A Tuna Macaense quer levar a cultura aos Jogos mas também uma música nova, criada de propósito para fazer coro ao espírito. “Pensei numa música, cuja tradução é ‘Momentos Gloriosos’, que seria assim: ‘Olé, olé, olé, olé, olé, olé, olé!… Glory Moments!’”, canta Russo, o bandolim, voz (em patuá), guitarra e líder da Tuna Macaense.

“Actuação fora de portas, canta a música portuguesa e macaense”. A frase bem pode tornar-se ditado da Tuna, tal o peso da tradição. Com efeito, em Pequim, a banda não vai mudar os hábitos e, por essa razão, vai cantar temas em português e patuá: “‘Macau Sã Assi’, uma canção tradicional portuguesa com a qual ganhámos um concurso de composição de letras do Instituto para os Assuntos Cívicos e Municipais (IACM); ‘Macau’, uma linda música dos Thunders; ou ‘Azinha, Panchita’, um tema novo que quer dizer Azinha, faz mais rápido, faai di!faai di!”, explica Russo com sorriso largo.

As músicas e letras da Tuna Macaense têm sido afinadas ao longo dos últimos quinze anos, no entanto, são normalmente a banda sonora de um Macau e de um passado mais distantes. “As músicas levam-nos aos anos 50, 60 ou 70, por exemplo, quando ali no D.Maria, havia pessoas que levavam o rebanho para a zona. Também fazem lembrar a feira das velharias na Rua de Nossa Senhora do Amparo, com as coisas espalhadas pelo chão à venda”, conta Pedro Santos que, através da música ‘Macau’ dos Thunders, vê imagens da Baía da Praia Grande: “suave, com os triciclos andar ali à volta a transportar os turistas. És tranquila e bonita, canta a canção. Uma tranquilidade que já não existe”. Por sua vez, Russo imagina estar em San Ma Lou, São Lázaro ou São Lourenço ao som de ‘Macau Sã Assi’.

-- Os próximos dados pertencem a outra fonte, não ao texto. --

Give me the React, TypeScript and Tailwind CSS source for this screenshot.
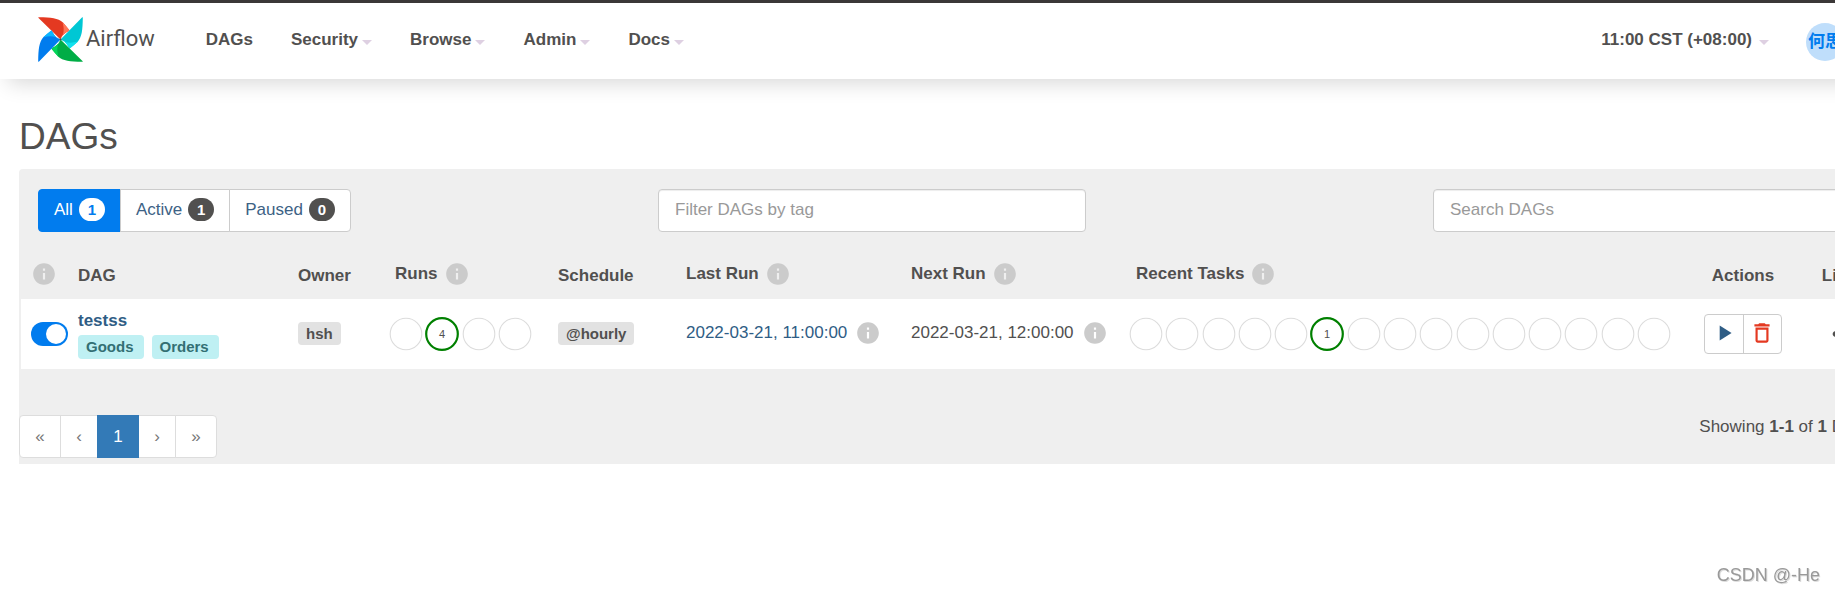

Mas Macau já não é assim e a Tuna Macaense começou a ensaiar os acordes da mudança. O desenvolvimento do território, os novos hotéis, casinos e aterros dão letra às mais recentes canções escritas em mandarim. Curiosamente, a versão chinesa de ‘Titi Bita Di Lilau’ foi premiada em 2006 pelo Instituto Nacional de Músicos da China e Fundação Macau.

 

Disco em patuá

 

O futuro, porém, fala sobretudo em patuá, uma vez que a Tuna está a planear lançar um disco no próximo ano só com temas na “língua dos nossos antepassados”, como costuma explicar Pedro Santos às plateias de fora. “Não tem sido fácil porque já se perdeu o patuá falado antigamente. Temos composto as músicas apenas com letras escritas por Adé”, lamenta Victor Pereira, o homem da bateria mas também da voz, como quase todos.

O grupo dos oito, com alguns irmãos à mistura, divide-se por viola, baixo, guitarra, bandolim, instrumentos de percussão, de teclas e vozes que cantam em diferentes idiomas. “O mais recente elemento é Arnaldo Gomes que toca baixo, teclados, bateria e canta em tailandês, mandarim, português e mandarim.

Dá para todas as línguas”, brinca Russo. “Desde estudantes que gostamos de música e sentimos que temos que manter a tradição. Se não continuarmos a cantar em patuá, isto acaba, mais cedo ou mais tarde. Temos que continuar”, afirma Victor Pereira, em jeito de promessa, enquanto garante que sente o mesmo prazer de tocar, como nos tempos em que era miúdo.